Recent Acquisitions: Norman G. Jackson, Sharkman mask, 2004

Posted on January 01, 2007 by Kristin Swan

Hood Quarterly, winter 2007

This beautifully carved and painted wooden mask by the Tongass Tlingit artist Norman G. Jackson brings to light a contemporary reinterpretation of traditional Northwest Coast themes and mythical stories. In much Northwest Coast art, painted, carved, or woven imagery is used during special occasions to proclaim and validate the status of ancestral clan crests representing mythical beings.

Jackson depicts the important mythic being Sharkman, who is viewed as a key link in regional clan affiliations, especially among the Tlingit, Haida, and Tsimshian peoples. According to Northwest Coast legends, Sharkman—also known as Dogfish, a small shark that inhabits the waters of the Pacific North Coast—once abducted a young woman who teased him. She was then transformed into a hybrid human-shark creature called Dogfish Woman, to whom ancestry in the Shark clan is linked.
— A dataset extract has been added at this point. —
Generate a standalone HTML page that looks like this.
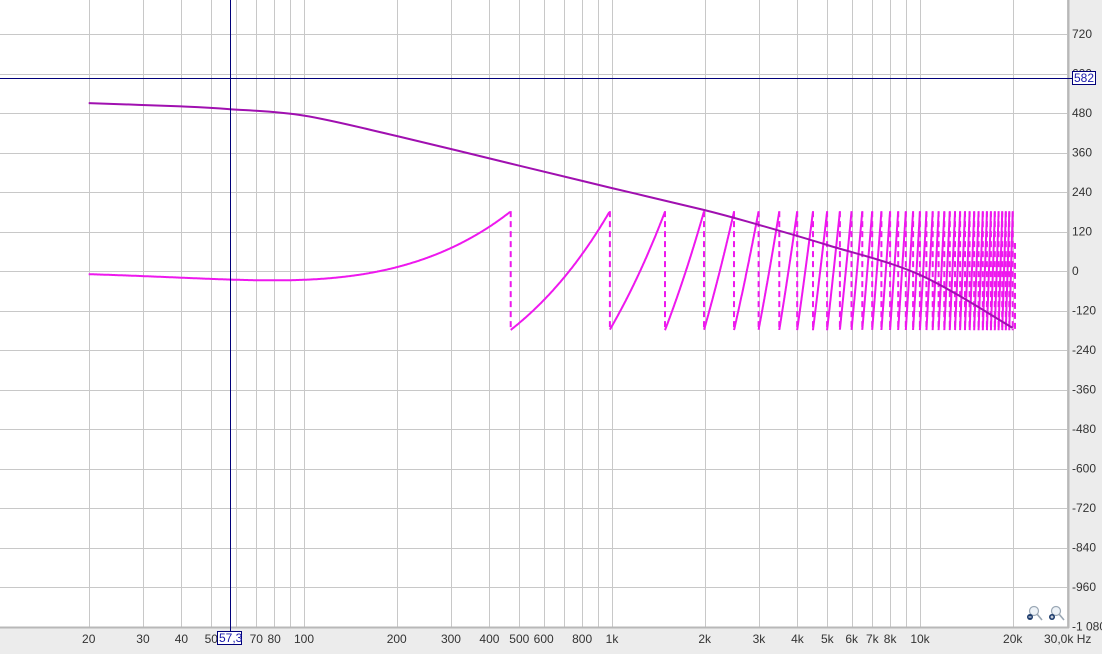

In Northwest Coast art, supernatural beings and ancestors with such transformational powers are often depicted with the attributes of two or more beings. Jackson represents Sharkman in quasi-human form as a male face with two smaller subsidiary faces. Two of the faces are marked with crescent gill-slit symbols on the cheeks. The black painting around the mouth of the larger male face indicates facial hair to characterize his manifestation as a human. On the forehead, the face's downturned, crescent-shaped, sharp-toothed mouth emulates Sharkman's fiercest form. In his mouth, Sharkman protectively shields one of his offspring. Jackson's Sharkman mask joins the Hood's mask of Dogfish Woman.